# [Rows from a dataset]

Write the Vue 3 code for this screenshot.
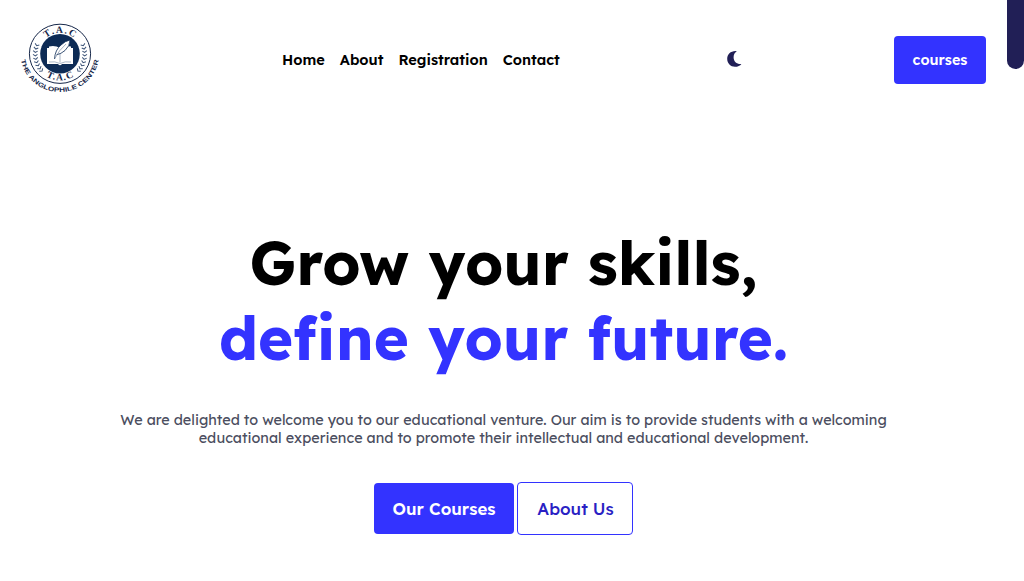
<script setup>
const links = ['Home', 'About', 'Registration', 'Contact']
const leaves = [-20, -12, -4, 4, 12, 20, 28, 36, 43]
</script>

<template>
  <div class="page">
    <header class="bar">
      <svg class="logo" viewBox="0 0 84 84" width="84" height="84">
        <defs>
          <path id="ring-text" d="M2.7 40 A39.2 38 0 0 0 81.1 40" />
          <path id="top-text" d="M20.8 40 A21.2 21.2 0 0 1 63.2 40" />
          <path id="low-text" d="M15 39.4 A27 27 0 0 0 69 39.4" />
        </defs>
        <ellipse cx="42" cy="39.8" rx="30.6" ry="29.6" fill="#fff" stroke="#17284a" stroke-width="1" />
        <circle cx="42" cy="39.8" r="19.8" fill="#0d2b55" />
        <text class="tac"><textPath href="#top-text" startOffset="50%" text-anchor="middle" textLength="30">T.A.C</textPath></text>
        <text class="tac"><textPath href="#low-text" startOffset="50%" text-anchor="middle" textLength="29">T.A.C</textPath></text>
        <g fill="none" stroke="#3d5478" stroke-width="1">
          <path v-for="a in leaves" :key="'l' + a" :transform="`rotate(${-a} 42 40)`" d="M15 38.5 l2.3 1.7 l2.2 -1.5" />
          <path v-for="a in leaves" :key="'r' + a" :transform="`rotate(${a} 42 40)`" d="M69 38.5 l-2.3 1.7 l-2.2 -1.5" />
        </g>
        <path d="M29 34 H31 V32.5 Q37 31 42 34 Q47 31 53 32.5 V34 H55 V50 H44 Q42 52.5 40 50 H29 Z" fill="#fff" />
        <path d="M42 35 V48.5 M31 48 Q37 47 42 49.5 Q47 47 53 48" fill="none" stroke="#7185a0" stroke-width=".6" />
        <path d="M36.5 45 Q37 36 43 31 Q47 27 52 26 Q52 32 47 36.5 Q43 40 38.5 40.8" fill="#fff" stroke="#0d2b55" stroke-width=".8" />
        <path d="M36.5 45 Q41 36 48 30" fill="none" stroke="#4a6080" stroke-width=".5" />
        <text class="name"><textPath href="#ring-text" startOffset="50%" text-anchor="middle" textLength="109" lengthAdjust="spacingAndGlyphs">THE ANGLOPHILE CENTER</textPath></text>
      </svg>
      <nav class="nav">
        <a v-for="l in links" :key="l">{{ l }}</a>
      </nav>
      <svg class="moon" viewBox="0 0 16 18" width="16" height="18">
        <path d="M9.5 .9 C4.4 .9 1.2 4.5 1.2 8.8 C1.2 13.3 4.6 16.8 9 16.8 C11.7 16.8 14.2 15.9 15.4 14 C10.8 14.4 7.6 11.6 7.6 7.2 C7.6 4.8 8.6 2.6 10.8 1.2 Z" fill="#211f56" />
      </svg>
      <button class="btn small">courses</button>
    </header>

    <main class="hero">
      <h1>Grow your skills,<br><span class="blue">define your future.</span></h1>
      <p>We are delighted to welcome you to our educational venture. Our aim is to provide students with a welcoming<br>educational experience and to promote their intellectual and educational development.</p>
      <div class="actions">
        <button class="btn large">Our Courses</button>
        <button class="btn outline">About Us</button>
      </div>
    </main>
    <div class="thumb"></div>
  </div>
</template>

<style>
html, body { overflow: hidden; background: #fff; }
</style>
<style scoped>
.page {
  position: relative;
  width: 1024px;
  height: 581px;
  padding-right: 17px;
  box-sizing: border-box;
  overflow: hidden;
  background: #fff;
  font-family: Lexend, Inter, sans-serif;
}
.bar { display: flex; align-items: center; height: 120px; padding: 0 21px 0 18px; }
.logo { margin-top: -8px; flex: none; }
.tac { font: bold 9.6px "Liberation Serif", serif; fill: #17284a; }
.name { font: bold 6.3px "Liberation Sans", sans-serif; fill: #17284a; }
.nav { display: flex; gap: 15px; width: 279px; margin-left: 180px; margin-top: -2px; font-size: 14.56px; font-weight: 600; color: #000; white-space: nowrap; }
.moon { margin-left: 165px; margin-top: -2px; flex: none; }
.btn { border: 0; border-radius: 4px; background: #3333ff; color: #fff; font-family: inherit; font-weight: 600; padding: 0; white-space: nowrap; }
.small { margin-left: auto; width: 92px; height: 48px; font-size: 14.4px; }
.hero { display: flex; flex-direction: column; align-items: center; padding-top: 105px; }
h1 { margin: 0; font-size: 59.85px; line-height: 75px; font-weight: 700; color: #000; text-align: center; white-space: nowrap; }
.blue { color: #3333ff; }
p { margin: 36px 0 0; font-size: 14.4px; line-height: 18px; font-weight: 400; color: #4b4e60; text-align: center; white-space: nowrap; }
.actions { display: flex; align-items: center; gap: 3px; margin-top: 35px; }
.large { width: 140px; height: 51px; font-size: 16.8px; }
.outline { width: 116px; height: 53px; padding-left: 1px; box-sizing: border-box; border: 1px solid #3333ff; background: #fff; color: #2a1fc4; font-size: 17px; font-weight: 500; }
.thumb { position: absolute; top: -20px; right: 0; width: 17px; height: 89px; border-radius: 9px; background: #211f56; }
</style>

==

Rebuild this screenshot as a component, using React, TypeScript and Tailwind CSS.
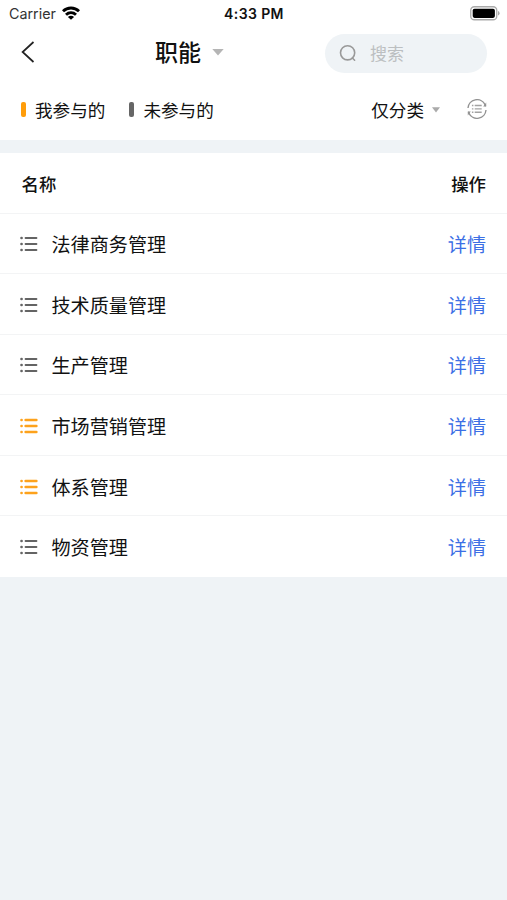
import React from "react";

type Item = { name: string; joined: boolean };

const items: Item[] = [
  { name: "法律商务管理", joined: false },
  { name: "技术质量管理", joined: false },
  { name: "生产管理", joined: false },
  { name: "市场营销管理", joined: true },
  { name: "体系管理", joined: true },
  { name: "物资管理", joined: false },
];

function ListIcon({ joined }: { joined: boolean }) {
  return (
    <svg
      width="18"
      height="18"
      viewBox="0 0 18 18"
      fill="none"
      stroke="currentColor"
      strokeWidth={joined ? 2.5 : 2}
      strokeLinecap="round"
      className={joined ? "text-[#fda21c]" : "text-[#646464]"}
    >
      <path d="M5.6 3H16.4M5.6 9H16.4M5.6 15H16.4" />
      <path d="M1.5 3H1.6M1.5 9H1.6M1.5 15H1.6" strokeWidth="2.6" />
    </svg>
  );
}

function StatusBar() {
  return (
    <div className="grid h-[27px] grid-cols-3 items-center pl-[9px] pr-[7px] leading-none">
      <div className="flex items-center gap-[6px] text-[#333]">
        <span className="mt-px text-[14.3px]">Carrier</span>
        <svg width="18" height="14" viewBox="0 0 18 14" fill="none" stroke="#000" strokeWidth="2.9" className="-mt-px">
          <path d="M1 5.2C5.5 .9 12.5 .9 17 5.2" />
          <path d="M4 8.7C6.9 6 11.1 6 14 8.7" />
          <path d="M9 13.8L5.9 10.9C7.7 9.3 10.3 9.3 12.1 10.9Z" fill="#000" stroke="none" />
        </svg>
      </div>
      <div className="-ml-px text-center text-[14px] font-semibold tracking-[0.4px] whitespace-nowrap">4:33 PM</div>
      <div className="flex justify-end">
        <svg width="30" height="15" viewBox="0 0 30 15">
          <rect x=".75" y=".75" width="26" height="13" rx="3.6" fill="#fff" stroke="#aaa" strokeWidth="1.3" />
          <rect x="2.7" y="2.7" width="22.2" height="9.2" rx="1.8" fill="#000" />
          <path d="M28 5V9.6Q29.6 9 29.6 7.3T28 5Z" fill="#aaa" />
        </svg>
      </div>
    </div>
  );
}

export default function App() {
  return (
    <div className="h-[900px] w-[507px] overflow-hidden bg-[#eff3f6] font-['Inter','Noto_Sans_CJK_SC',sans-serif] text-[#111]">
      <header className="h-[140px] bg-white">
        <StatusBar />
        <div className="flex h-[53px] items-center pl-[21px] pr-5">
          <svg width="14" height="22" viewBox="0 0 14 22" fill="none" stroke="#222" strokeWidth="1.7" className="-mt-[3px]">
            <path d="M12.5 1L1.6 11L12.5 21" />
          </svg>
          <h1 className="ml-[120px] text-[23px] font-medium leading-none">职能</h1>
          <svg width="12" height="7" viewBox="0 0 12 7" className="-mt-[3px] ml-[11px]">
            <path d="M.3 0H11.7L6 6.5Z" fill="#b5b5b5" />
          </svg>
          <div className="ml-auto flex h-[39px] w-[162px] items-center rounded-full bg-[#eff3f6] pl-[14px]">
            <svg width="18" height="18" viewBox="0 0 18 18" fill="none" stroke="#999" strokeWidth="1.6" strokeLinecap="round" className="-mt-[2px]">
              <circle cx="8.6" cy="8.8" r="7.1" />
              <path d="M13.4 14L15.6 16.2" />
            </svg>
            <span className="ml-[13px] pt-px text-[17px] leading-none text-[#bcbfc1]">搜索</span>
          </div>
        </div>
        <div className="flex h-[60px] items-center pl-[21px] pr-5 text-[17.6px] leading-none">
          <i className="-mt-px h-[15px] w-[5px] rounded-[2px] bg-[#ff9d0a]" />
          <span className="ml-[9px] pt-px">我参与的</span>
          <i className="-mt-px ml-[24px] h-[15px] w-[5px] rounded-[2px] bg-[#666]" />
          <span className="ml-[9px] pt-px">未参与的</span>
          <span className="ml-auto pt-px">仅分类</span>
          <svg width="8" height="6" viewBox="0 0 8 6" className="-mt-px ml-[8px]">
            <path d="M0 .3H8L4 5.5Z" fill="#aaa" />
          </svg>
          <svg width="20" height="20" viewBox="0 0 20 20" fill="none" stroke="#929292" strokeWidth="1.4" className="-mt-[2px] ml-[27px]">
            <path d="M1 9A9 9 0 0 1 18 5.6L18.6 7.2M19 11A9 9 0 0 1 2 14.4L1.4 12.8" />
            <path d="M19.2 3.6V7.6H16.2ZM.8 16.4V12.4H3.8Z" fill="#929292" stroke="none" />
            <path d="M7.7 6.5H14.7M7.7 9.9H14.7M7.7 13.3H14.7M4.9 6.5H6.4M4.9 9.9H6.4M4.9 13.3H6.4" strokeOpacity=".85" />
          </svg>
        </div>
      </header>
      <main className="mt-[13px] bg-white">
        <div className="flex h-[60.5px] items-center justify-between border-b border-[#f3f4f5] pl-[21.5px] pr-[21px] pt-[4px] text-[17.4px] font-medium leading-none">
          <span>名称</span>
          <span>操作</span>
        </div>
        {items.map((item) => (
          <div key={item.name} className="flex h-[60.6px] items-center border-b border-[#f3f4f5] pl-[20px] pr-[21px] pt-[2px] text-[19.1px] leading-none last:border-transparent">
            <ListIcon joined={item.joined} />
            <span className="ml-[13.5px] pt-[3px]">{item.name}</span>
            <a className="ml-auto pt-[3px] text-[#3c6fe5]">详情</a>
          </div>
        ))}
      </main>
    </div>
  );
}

# [Set task]
Keep to the lines above from the line with "Rebuild this screenshot" to the line with "string; joined: boolean", and set down exactly those, inclusive, with nothing else and every picture left out.

# [Finished exercise]
Rebuild this screenshot as a component, using React, TypeScript and Tailwind CSS.
import React from "react";

type Item = { name: string; joined: boolean };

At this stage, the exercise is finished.